● Supplied data
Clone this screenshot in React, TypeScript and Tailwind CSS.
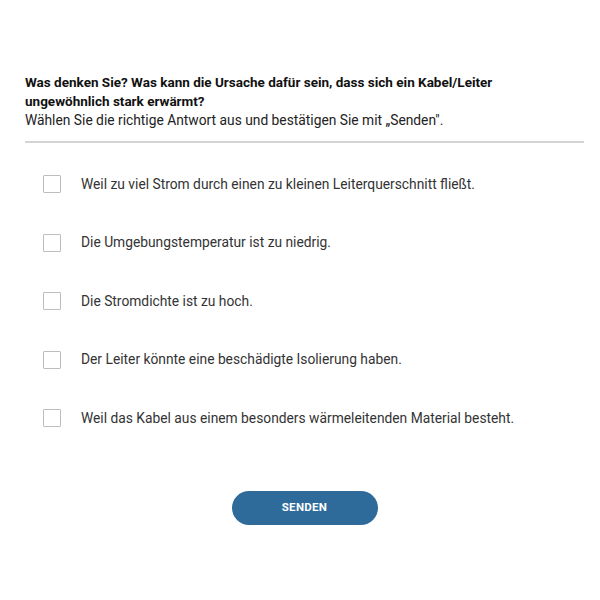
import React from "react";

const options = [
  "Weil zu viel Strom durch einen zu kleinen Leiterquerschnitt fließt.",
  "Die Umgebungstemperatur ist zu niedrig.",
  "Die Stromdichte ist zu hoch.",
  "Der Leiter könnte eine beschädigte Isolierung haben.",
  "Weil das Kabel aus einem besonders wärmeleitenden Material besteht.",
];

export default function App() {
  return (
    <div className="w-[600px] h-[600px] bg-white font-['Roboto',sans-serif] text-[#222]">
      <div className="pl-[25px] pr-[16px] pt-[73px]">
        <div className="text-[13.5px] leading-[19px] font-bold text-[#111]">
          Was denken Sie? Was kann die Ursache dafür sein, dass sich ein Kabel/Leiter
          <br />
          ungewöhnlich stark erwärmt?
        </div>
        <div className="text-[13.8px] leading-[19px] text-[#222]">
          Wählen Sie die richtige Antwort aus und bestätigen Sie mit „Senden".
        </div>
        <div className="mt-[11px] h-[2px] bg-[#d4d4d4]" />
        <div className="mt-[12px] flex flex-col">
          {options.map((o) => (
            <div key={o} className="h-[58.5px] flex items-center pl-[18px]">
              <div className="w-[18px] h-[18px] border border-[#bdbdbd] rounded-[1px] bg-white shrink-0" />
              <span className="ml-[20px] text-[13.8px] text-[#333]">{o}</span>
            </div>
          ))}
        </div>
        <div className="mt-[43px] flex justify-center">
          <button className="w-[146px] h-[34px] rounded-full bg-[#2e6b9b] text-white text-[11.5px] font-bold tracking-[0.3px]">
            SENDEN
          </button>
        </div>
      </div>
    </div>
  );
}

● Short exercise
Write out the full listing verbatim, excluding its pictures.

● Written answer
Clone this screenshot in React, TypeScript and Tailwind CSS.
import React from "react";

const options = [
  "Weil zu viel Strom durch einen zu kleinen Leiterquerschnitt fließt.",
  "Die Umgebungstemperatur ist zu niedrig.",
  "Die Stromdichte ist zu hoch.",
  "Der Leiter könnte eine beschädigte Isolierung haben.",
  "Weil das Kabel aus einem besonders wärmeleitenden Material besteht.",
];

export default function App() {
  return (
    <div className="w-[600px] h-[600px] bg-white font-['Roboto',sans-serif] text-[#222]">
      <div className="pl-[25px] pr-[16px] pt-[73px]">
        <div className="text-[13.5px] leading-[19px] font-bold text-[#111]">
          Was denken Sie? Was kann die Ursache dafür sein, dass sich ein Kabel/Leiter
          <br />
          ungewöhnlich stark erwärmt?
        </div>
        <div className="text-[13.8px] leading-[19px] text-[#222]">
          Wählen Sie die richtige Antwort aus und bestätigen Sie mit „Senden".
        </div>
        <div className="mt-[11px] h-[2px] bg-[#d4d4d4]" />
        <div className="mt-[12px] flex flex-col">
          {options.map((o) => (
            <div key={o} className="h-[58.5px] flex items-center pl-[18px]">
              <div className="w-[18px] h-[18px] border border-[#bdbdbd] rounded-[1px] bg-white shrink-0" />
              <span className="ml-[20px] text-[13.8px] text-[#333]">{o}</span>
            </div>
          ))}
        </div>
        <div className="mt-[43px] flex justify-center">
          <button className="w-[146px] h-[34px] rounded-full bg-[#2e6b9b] text-white text-[11.5px] font-bold tracking-[0.3px]">
            SENDEN
          </button>
        </div>
      </div>
    </div>
  );
}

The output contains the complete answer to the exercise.